Clarity: The paper is overal clear and well written. I have a few suggestions to make it even easier to understand and/or fix some minor inconsistency. There is no need for the authors to answer to these points as I think the paper is already rather clear. I am unsure what Figure 1 represents. I might have missed it, but I think pi is not defined. Furthermore, for me, the graphical model representation seems to match the flow of the online learning algorithm rather than the generative distribution. To give some examples, in Figure 1a, model g_t depends on g_{t-1} and x_{t-1}. Furthermore, the notation in figure 1b might not be coherent with the text of section 2: I suspect that the label of the x-axis should be x_tilde, so (x,u) rather than x. In the definition q^{pr} in line 168, it was not clear to me what the subscript of the sum mean. Is it any variable in the range? Is it any subsequence? Any possible realization of these variables (what I assumed) ? In equation (4), I understand that z_t is the value assigned previously in the algorithm. I would suggest to use a different notation for this value than for the variable in equation (2,3) which represents the variable.

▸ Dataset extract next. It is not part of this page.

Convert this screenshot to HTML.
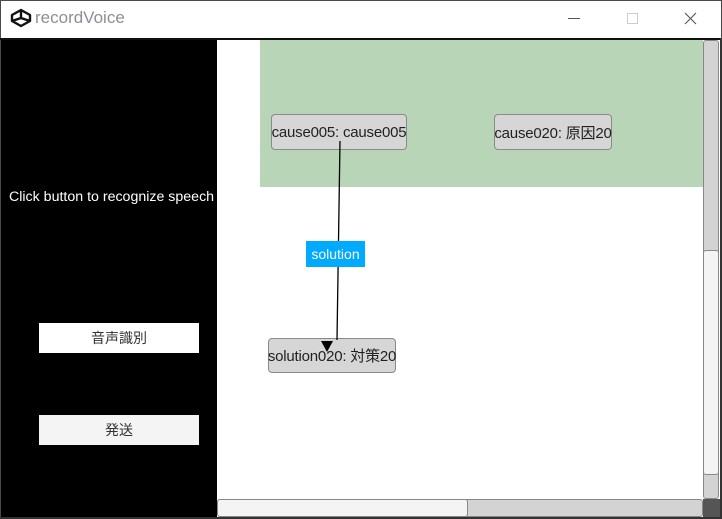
<!DOCTYPE html>
<html><head><meta charset="utf-8"><style>
*{margin:0;padding:0;box-sizing:border-box}
body{width:722px;height:519px;position:relative;overflow:hidden;background:#fff;font-family:"Liberation Sans","Noto Sans CJK JP",sans-serif}
.a{position:absolute}
.node{position:absolute;background:#d6d6d6;border:1px solid #8a8a8a;border-radius:4px;font-size:15px;color:#222;display:flex;align-items:center;justify-content:center;white-space:nowrap;letter-spacing:-0.2px}
.btn{position:absolute;left:39px;width:160px;height:30px;display:flex;align-items:center;justify-content:center;font-size:14px;color:#333}
</style></head><body>
<div class="a" style="left:0;top:0;width:722px;height:519px;border:1px solid #4a4a4a"></div>
<svg class="a" style="left:10px;top:8px" width="22" height="20" viewBox="0 0 22 20"><path d="M11 2 L20 7 V13 L11 18 L2 13 V7 Z M11 2 V10 M2 13 L11 10 L20 13" fill="none" stroke="#111" stroke-width="2.4" stroke-linejoin="round"/></svg>
<div class="a" style="left:35px;top:8px;font-size:17px;color:#8a8f98;font-family:'Liberation Sans','DejaVu Sans',sans-serif">recordVoice</div>
<div class="a" style="left:568px;top:18px;width:12px;height:1px;background:#555"></div>
<div class="a" style="left:627px;top:13px;width:11px;height:11px;border:1px solid #ccc"></div>
<svg class="a" style="left:684px;top:12px" width="13" height="13"><path d="M1 1L12 12M12 1L1 12" stroke="#555" stroke-width="1.1"/></svg>
<div class="a" style="left:0;top:38px;width:722px;height:2px;background:#111"></div>
<div class="a" style="left:1px;top:40px;width:216px;height:478px;background:#000"></div>
<div class="a" style="left:9px;top:189px;font-size:14.2px;color:#fff;white-space:nowrap">Click button to recognize speech</div>
<div class="btn" style="top:323px;background:#fff">音声識別</div>
<div class="btn" style="top:415px;background:#f4f4f4">発送</div>
<div class="a" style="left:217px;top:40px;width:486px;height:459px;background:#fff"></div>
<div class="a" style="left:260px;top:40px;width:443px;height:147px;background:#b8d5b8"></div>
<div class="node" style="left:271px;top:114px;width:136px;height:36px">cause005: cause005</div>
<div class="node" style="left:494px;top:114px;width:118px;height:36px">cause020: 原因20</div>
<div class="node" style="left:268px;top:338px;width:128px;height:35px">solution020: 対策20</div>
<svg class="a" style="left:217px;top:40px" width="486" height="459"><path d="M123 101 L120 300" stroke="#000" stroke-width="1.3"/><path d="M104 301 L116 301 L110 312 Z" fill="#000"/></svg>
<div class="a" style="left:306px;top:241px;width:59px;height:26px;background:#00aaff;color:#fff;font-size:14px;display:flex;align-items:center;justify-content:center">solution</div>
<div class="a" style="left:703px;top:40px;width:16px;height:459px;background:#d3d3d3;border:1px solid #888;border-radius:3px"></div>
<div class="a" style="left:703px;top:250px;width:16px;height:225px;background:#f4f4f4;border:1px solid #888;border-radius:3px"></div>
<div class="a" style="left:217px;top:499px;width:486px;height:18px;background:#d3d3d3;border:1px solid #888;border-radius:3px"></div>
<div class="a" style="left:217px;top:499px;width:251px;height:18px;background:#f4f4f4;border:1px solid #888;border-radius:3px"></div>
<div class="a" style="left:703px;top:499px;width:17px;height:18px;background:#555"></div>
<div class="a" style="left:720px;top:38px;width:2px;height:481px;background:#333"></div>
<div class="a" style="left:0;top:517px;width:722px;height:2px;background:#333"></div>
</body></html>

Relation to Prior Work: I was not familiar with all related works. In my opinion relationships to previous work and differences are well described. My only concern here is that [8,9] are said not to work in practice based on a publication [23] that was 10 years before [8,9]. That being said [8] is a baseline in the experiment so it is not a big concern.

Reproducibility: Yes

Additional Feedback: Models will never be re-evaluated for merge after being seen a sufficient amount of time. Couldn't this lead to an explosion in the number of models? Is there any theoretical guarantee on the rate of increase of the number of models? possible typo: l 94: from --> form ---------------------- Dear authors, thank you very muck for the detailed feedback. In particular I am happy to see the additional experiment I suggested. I have updated my score to a 7, as I feel the paper is worth accepting with the modifications you propose. It might also be interesting to mention mixture compression and the points discussed with R2 as potential improvements.